WASHINGTON - President Obama left open the possibility yesterday of legal consequences for Bush administration officials who authorized the harsh interrogation techniques that were applied to top terror suspects, saying the attorney general should determine if they broke the law.
Obama also said that if Congress was intent on investigating that interrogation program, an independent commission might be more suitable than a congressional panel, which he said was more likely to split along partisan lines.
Obama's remarks were the first time that he has explicitly raised the prospect of legal jeopardy for those who formulated the interrogation policy, which critics say amounted to authorizing torture.
They also reversed his administration's apparent opposition to prosecuting those officials - a stance taken just Sunday by White House chief of staff Rahm Emanuel.
While Obama opposed holding CIA interrogators legally accountable, saying they followed legal opinions and White House guidance, he did not extend that posture to those who created a legal foundation for the policy that allowed the use of harsh interrogation methods such as waterboarding, which simulates drowning.
"With respect to those who formulated those legal decisions, I would say that that is going to be more of a decision for the attorney general within the parameters of various laws, and I don't want to prejudge that," he told reporters at the White House.
The president has been under fire from both left and right for his handling of once-classified Office of Legal Counsel memos in which Bush administration officials authorized the interrogation techniques.
Obama banned those methods in the early days of his presidency.
After a lengthy internal debate, Obama released the memos last week, saying CIA employees who operated under their guidance should not face legal consequences.
That position was opposed by some lawmakers and activists who said someone should be held accountable for what they consider torture.
Critics on the right, including former Vice President Dick Cheney, said Obama was jeopardizing national security by releasing the memos. Obama officials have noted that the techniques have been discussed in news reports and even publicly by former President George W. Bush.
That divide remained evident yesterday.
"I am pleased that the president made clear that he has not ruled out investigations or prosecutions of those who authorized torture," said Sen. Russell Feingold (D., Wis.), "or provided the legal justification for it. Horrible abuses were committed in the name of the American people, and we cannot look the other way or just move on."

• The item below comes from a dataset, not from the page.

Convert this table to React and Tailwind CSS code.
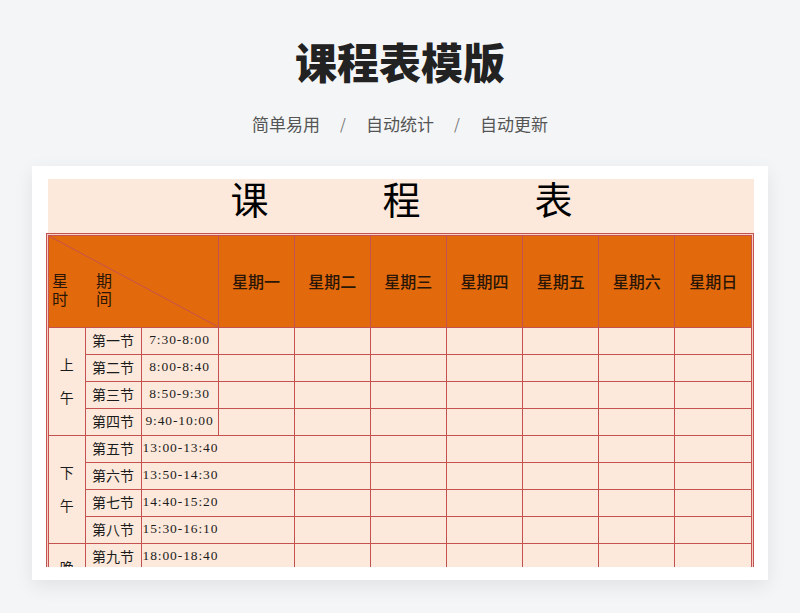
import React from 'react';

const days = ['星期一', '星期二', '星期三', '星期四', '星期五', '星期六', '星期日'];

const groups = [
  {
    label: ['上', '午'],
    rows: [
      ['第一节', '7:30-8:00'],
      ['第二节', '8:00-8:40'],
      ['第三节', '8:50-9:30'],
      ['第四节', '9:40-10:00'],
    ],
    split: true,
  },
  {
    label: ['下', '午'],
    rows: [
      ['第五节', '13:00-13:40'],
      ['第六节', '13:50-14:30'],
      ['第七节', '14:40-15:20'],
      ['第八节', '15:30-16:10'],
    ],
  },
  {
    label: ['晚', '上'],
    rows: [
      ['第九节', '18:00-18:40'],
      ['第十节', '18:50-19:30'],
      ['第十一节', '19:40-20:20'],
    ],
  },
];

const cjk = "font-['Noto_Sans_CJK_SC',sans-serif]";
const num = "font-['Liberation_Serif','Noto_Sans_CJK_SC',serif] text-[13.5px] tracking-[0.9px]";

const App = () => {
  return (
    <div className={`min-h-screen bg-[#f4f5f7] pt-[36px] ${cjk}`}>
      {/* Heading */}
      <h1 className="text-center text-[42px] leading-[50px] font-black text-[#222]">课程表模版</h1>
      <div className="mt-[27px] flex justify-center items-center gap-[20px] text-[17px] leading-[22px] text-[#555]">
        <span>简单易用</span>
        <span className="text-[#777] text-[15px]">/</span>
        <span>自动统计</span>
        <span className="text-[#777] text-[15px]">/</span>
        <span>自动更新</span>
      </div>

      {/* Sheet card */}
      <div className="mx-[32px] mt-[31px] bg-white pt-[13px] pb-[13px] px-[14px] shadow-[0_6px_18px_rgba(0,0,0,0.08)]">
        <div className="h-[388px] overflow-hidden">
          <div className="h-[54px] pb-[10px] ml-[2px] mr-[-1px] bg-[#fce9db] flex justify-center items-center gap-[114px] text-[38px] leading-[40px] text-black font-['Liberation_Serif','Noto_Sans_CJK_SC',serif]">
            <span>课</span>
            <span>程</span>
            <span>表</span>
          </div>

          <div className="border-[3px] border-double border-[#c4524f] bg-[#f6d0c4]">
            <table className="w-full table-fixed border-collapse border-hidden text-[14px] text-[#1c1c1c]">
              <colgroup>
                <col className="w-[36px]" />
                <col className="w-[56px]" />
                <col className="w-[77px]" />
                {days.map((d) => (
                  <col key={d} />
                ))}
              </colgroup>
              <thead>
                <tr className="h-[91px] bg-[#e2690c]">
                  <th colSpan={3} className="relative border border-[#c4524f] p-0 font-normal">
                    <svg
                      className="absolute inset-0 w-full h-full"
                      viewBox="0 0 100 100"
                      preserveAspectRatio="none"
                    >
                      <line x1="0" y1="0" x2="100" y2="100" stroke="#c4524f" strokeWidth="1" vectorEffect="non-scaling-stroke" />
                    </svg>
                    <div className="relative flex items-start pt-[16px] text-[16px] leading-[18px] text-[#2a1606]">
                      <span className="ml-[3px] flex flex-col">
                        <span>星</span>
                        <span>时</span>
                      </span>
                      <span className="ml-[28px] flex flex-col">
                        <span>期</span>
                        <span>间</span>
                      </span>
                    </div>
                  </th>
                  {days.map((d) => (
                    <th key={d} className="border border-[#c4524f] text-[16px] font-medium text-[#2a1606]">
                      {d}
                    </th>
                  ))}
                </tr>
              </thead>
              <tbody className="bg-[#fde9db]">
                {groups.map((g) =>
                  g.rows.map(([name, time], i) => (
                    <tr key={name} className="h-[27px]">
                      {i === 0 && (
                        <td rowSpan={g.rows.length} className="border border-[#c4524f] text-center align-middle">
                          <div className="flex flex-col items-center gap-[14px] leading-[19px]">
                            <span>{g.label[0]}</span>
                            <span>{g.label[1]}</span>
                          </div>
                        </td>
                      )}
                      <td className="border border-[#c4524f] text-center whitespace-nowrap">{name}</td>
                      {g.split ? (
                        <>
                          <td className={`border border-[#c4524f] text-center whitespace-nowrap ${num}`}>{time}</td>
                          <td className="border border-[#c4524f]"></td>
                        </>
                      ) : (
                        <td colSpan={2} className={`border border-[#c4524f] pl-[1px] text-left whitespace-nowrap ${num}`}>
                          {time}
                        </td>
                      )}
                      {days.slice(1).map((d) => (
                        <td key={d} className="border border-[#c4524f]"></td>
                      ))}
                    </tr>
                  ))
                )}
              </tbody>
            </table>
          </div>
        </div>
      </div>
    </div>
  );
};

export default App;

Some Republicans questioned Obama's move.
"There is a lot of gray, there's going to be an awful lot of conflict out there," said Sen. John Thune (R., S.D.). "They would be well-served not to depart abruptly from the policies that have kept us safe the last seven years."
The idea of a 9/11-style commission appointed with the president's imprimatur was broadly discussed in the weeks leading up to the release of the memos, according to senior White House officials who participated in the discussions.
But the idea was quashed by Obama.
"His whole thing is: I banned all this," a senior White House official said. "This chapter is over. What we don't need now is to become a sort of feeding frenzy where we go back and re-litigate all this."
In the private discussions, Obama acknowledged that Congress might pursue such a course, aides said. But the president was clear: He did not want to put his stamp of approval on a commission.
That, coupled with Emanuel's statement Sunday on ABC's This Week that the president thought those who devised the interrogation policy should not be prosecuted, made Obama's comments yesterday surprising.
Asked whether there was a change in policy, White House press secretary Robert Gibbs said: "I don't think so, no."
The Bush Justice Department wrote three of the memos in 2005 in response to a request from John A. Rizzo, senior deputy general counsel at the CIA, who wanted to ensure the agency's interrogation procedures complied with laws and international treaties.
The memos were prepared by Steven Bradbury, who led the department's Office of Legal Counsel.
A fourth memo was drafted with the help of Jay Bybee, who served in the OLC before Bush named him to the U.S. Court of Appeals for the Ninth Circuit, and John Yoo, who became a law professor at the University of California at Berkeley and now writes a column for The Inquirer.